## Task goal:
Reproduce the listing below word for word, with no pictures.

## Recorded data:
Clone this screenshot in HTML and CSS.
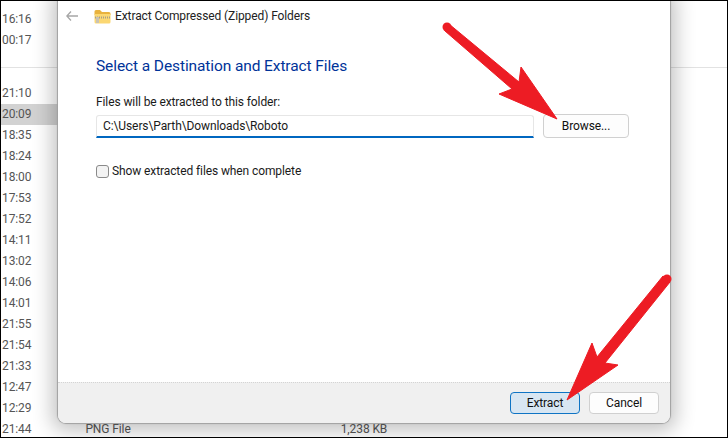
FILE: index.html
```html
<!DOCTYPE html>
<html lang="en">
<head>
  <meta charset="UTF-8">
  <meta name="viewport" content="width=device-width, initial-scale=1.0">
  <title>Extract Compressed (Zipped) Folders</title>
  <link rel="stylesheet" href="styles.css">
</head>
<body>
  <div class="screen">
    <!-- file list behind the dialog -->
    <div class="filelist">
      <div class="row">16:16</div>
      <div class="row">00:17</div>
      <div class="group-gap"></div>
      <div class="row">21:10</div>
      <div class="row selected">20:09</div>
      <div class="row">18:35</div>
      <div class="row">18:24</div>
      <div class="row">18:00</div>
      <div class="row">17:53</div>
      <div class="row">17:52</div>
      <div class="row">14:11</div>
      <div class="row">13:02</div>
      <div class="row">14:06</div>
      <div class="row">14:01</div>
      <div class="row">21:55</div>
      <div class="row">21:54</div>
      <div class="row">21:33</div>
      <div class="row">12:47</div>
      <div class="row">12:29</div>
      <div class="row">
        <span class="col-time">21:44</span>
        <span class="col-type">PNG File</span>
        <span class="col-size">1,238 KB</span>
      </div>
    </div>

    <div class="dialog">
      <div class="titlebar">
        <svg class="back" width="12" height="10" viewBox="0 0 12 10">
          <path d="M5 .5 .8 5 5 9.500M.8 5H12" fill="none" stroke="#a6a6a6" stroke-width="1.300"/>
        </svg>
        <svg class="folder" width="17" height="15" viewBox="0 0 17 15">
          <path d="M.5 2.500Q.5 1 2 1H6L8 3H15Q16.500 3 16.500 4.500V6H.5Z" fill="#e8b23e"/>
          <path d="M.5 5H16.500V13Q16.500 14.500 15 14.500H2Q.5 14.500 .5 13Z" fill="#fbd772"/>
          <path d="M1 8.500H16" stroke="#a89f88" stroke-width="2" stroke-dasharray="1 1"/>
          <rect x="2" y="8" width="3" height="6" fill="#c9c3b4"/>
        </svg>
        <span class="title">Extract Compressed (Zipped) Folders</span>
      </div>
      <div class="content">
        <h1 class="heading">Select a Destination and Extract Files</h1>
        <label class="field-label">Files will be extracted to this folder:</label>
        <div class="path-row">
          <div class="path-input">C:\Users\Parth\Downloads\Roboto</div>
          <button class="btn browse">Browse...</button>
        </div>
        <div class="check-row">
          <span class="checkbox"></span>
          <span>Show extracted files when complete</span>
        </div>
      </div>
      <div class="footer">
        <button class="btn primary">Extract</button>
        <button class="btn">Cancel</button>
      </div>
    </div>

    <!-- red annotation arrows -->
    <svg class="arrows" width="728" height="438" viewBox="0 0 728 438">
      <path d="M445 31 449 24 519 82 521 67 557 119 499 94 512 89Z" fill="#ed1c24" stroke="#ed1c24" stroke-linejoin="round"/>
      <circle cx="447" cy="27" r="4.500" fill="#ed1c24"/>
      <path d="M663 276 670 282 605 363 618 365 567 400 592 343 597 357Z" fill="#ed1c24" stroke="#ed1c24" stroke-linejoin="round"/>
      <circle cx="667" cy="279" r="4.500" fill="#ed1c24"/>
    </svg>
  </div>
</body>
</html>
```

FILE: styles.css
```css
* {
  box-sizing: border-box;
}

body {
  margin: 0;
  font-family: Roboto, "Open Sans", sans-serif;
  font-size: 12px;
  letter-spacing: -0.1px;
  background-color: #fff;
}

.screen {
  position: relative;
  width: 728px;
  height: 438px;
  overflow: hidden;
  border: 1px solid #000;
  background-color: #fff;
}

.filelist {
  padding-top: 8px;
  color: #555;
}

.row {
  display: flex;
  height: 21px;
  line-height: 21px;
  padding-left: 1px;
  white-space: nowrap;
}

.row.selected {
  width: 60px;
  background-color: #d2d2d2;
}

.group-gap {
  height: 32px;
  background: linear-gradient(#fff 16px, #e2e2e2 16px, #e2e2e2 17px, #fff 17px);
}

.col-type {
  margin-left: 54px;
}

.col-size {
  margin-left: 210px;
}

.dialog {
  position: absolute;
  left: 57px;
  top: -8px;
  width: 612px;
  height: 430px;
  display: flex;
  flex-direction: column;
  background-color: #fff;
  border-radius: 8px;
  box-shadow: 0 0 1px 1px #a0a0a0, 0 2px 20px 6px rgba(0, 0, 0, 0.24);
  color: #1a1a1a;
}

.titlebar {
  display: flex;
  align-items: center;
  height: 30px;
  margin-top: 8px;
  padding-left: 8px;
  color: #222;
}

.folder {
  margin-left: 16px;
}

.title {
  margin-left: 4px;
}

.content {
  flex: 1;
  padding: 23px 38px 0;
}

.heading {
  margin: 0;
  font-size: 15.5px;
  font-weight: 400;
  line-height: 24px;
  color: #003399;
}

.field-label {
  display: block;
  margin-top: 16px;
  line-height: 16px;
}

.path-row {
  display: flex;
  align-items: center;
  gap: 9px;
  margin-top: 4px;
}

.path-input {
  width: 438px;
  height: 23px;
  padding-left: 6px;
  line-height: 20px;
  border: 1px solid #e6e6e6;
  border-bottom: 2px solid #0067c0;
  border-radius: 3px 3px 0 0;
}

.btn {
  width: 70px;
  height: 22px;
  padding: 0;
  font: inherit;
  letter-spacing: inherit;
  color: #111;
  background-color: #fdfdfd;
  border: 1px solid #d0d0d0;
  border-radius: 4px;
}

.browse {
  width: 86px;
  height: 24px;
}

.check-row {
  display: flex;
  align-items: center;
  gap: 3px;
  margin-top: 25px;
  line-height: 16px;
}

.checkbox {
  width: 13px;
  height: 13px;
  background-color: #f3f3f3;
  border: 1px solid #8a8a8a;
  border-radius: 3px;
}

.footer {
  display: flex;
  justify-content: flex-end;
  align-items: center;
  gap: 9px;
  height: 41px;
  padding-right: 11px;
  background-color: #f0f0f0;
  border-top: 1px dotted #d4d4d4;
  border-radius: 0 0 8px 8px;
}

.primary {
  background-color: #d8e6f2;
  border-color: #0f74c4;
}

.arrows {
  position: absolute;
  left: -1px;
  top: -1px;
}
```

## Problem solution:
Clone this screenshot in HTML and CSS.
FILE: index.html
```html
<!DOCTYPE html>
<html lang="en">
<head>
  <meta charset="UTF-8">
  <meta name="viewport" content="width=device-width, initial-scale=1.0">
  <title>Extract Compressed (Zipped) Folders</title>
  <link rel="stylesheet" href="styles.css">
</head>
<body>
  <div class="screen">
    <!-- file list behind the dialog -->
    <div class="filelist">
      <div class="row">16:16</div>
      <div class="row">00:17</div>
      <div class="group-gap"></div>
      <div class="row">21:10</div>
      <div class="row selected">20:09</div>
      <div class="row">18:35</div>
      <div class="row">18:24</div>
      <div class="row">18:00</div>
      <div class="row">17:53</div>
      <div class="row">17:52</div>
      <div class="row">14:11</div>
      <div class="row">13:02</div>
      <div class="row">14:06</div>
      <div class="row">14:01</div>
      <div class="row">21:55</div>
      <div class="row">21:54</div>
      <div class="row">21:33</div>
      <div class="row">12:47</div>
      <div class="row">12:29</div>
      <div class="row">
        <span class="col-time">21:44</span>
        <span class="col-type">PNG File</span>
        <span class="col-size">1,238 KB</span>
      </div>
    </div>

    <div class="dialog">
      <div class="titlebar">
        <svg class="back" width="12" height="10" viewBox="0 0 12 10">
          <path d="M5 .5 .8 5 5 9.500M.8 5H12" fill="none" stroke="#a6a6a6" stroke-width="1.300"/>
        </svg>
        <svg class="folder" width="17" height="15" viewBox="0 0 17 15">
          <path d="M.5 2.500Q.5 1 2 1H6L8 3H15Q16.500 3 16.500 4.500V6H.5Z" fill="#e8b23e"/>
          <path d="M.5 5H16.500V13Q16.500 14.500 15 14.500H2Q.5 14.500 .5 13Z" fill="#fbd772"/>
          <path d="M1 8.500H16" stroke="#a89f88" stroke-width="2" stroke-dasharray="1 1"/>
          <rect x="2" y="8" width="3" height="6" fill="#c9c3b4"/>
        </svg>
        <span class="title">Extract Compressed (Zipped) Folders</span>
      </div>
      <div class="content">
        <h1 class="heading">Select a Destination and Extract Files</h1>
        <label class="field-label">Files will be extracted to this folder:</label>
        <div class="path-row">
          <div class="path-input">C:\Users\Parth\Downloads\Roboto</div>
          <button class="btn browse">Browse...</button>
        </div>
        <div class="check-row">
          <span class="checkbox"></span>
          <span>Show extracted files when complete</span>
        </div>
      </div>
      <div class="footer">
        <button class="btn primary">Extract</button>
        <button class="btn">Cancel</button>
      </div>
    </div>

    <!-- red annotation arrows -->
    <svg class="arrows" width="728" height="438" viewBox="0 0 728 438">
      <path d="M445 31 449 24 519 82 521 67 557 119 499 94 512 89Z" fill="#ed1c24" stroke="#ed1c24" stroke-linejoin="round"/>
      <circle cx="447" cy="27" r="4.500" fill="#ed1c24"/>
      <path d="M663 276 670 282 605 363 618 365 567 400 592 343 597 357Z" fill="#ed1c24" stroke="#ed1c24" stroke-linejoin="round"/>
      <circle cx="667" cy="279" r="4.500" fill="#ed1c24"/>
    </svg>
  </div>
</body>
</html>
```

FILE: styles.css
```css
* {
  box-sizing: border-box;
}

body {
  margin: 0;
  font-family: Roboto, "Open Sans", sans-serif;
  font-size: 12px;
  letter-spacing: -0.1px;
  background-color: #fff;
}

.screen {
  position: relative;
  width: 728px;
  height: 438px;
  overflow: hidden;
  border: 1px solid #000;
  background-color: #fff;
}

.filelist {
  padding-top: 8px;
  color: #555;
}

.row {
  display: flex;
  height: 21px;
  line-height: 21px;
  padding-left: 1px;
  white-space: nowrap;
}

.row.selected {
  width: 60px;
  background-color: #d2d2d2;
}

.group-gap {
  height: 32px;
  background: linear-gradient(#fff 16px, #e2e2e2 16px, #e2e2e2 17px, #fff 17px);
}

.col-type {
  margin-left: 54px;
}

.col-size {
  margin-left: 210px;
}

.dialog {
  position: absolute;
  left: 57px;
  top: -8px;
  width: 612px;
  height: 430px;
  display: flex;
  flex-direction: column;
  background-color: #fff;
  border-radius: 8px;
  box-shadow: 0 0 1px 1px #a0a0a0, 0 2px 20px 6px rgba(0, 0, 0, 0.24);
  color: #1a1a1a;
}

.titlebar {
  display: flex;
  align-items: center;
  height: 30px;
  margin-top: 8px;
  padding-left: 8px;
  color: #222;
}

.folder {
  margin-left: 16px;
}

.title {
  margin-left: 4px;
}

.content {
  flex: 1;
  padding: 23px 38px 0;
}

.heading {
  margin: 0;
  font-size: 15.5px;
  font-weight: 400;
  line-height: 24px;
  color: #003399;
}

.field-label {
  display: block;
  margin-top: 16px;
  line-height: 16px;
}

.path-row {
  display: flex;
  align-items: center;
  gap: 9px;
  margin-top: 4px;
}

.path-input {
  width: 438px;
  height: 23px;
  padding-left: 6px;
  line-height: 20px;
  border: 1px solid #e6e6e6;
  border-bottom: 2px solid #0067c0;
  border-radius: 3px 3px 0 0;
}

.btn {
  width: 70px;
  height: 22px;
  padding: 0;
  font: inherit;
  letter-spacing: inherit;
  color: #111;
  background-color: #fdfdfd;
  border: 1px solid #d0d0d0;
  border-radius: 4px;
}

.browse {
  width: 86px;
  height: 24px;
}

.check-row {
  display: flex;
  align-items: center;
  gap: 3px;
  margin-top: 25px;
  line-height: 16px;
}

.checkbox {
  width: 13px;
  height: 13px;
  background-color: #f3f3f3;
  border: 1px solid #8a8a8a;
  border-radius: 3px;
}

.footer {
  display: flex;
  justify-content: flex-end;
  align-items: center;
  gap: 9px;
  height: 41px;
  padding-right: 11px;
  background-color: #f0f0f0;
  border-top: 1px dotted #d4d4d4;
  border-radius: 0 0 8px 8px;
}

.primary {
  background-color: #d8e6f2;
  border-color: #0f74c4;
}

.arrows {
  position: absolute;
  left: -1px;
  top: -1px;
}
```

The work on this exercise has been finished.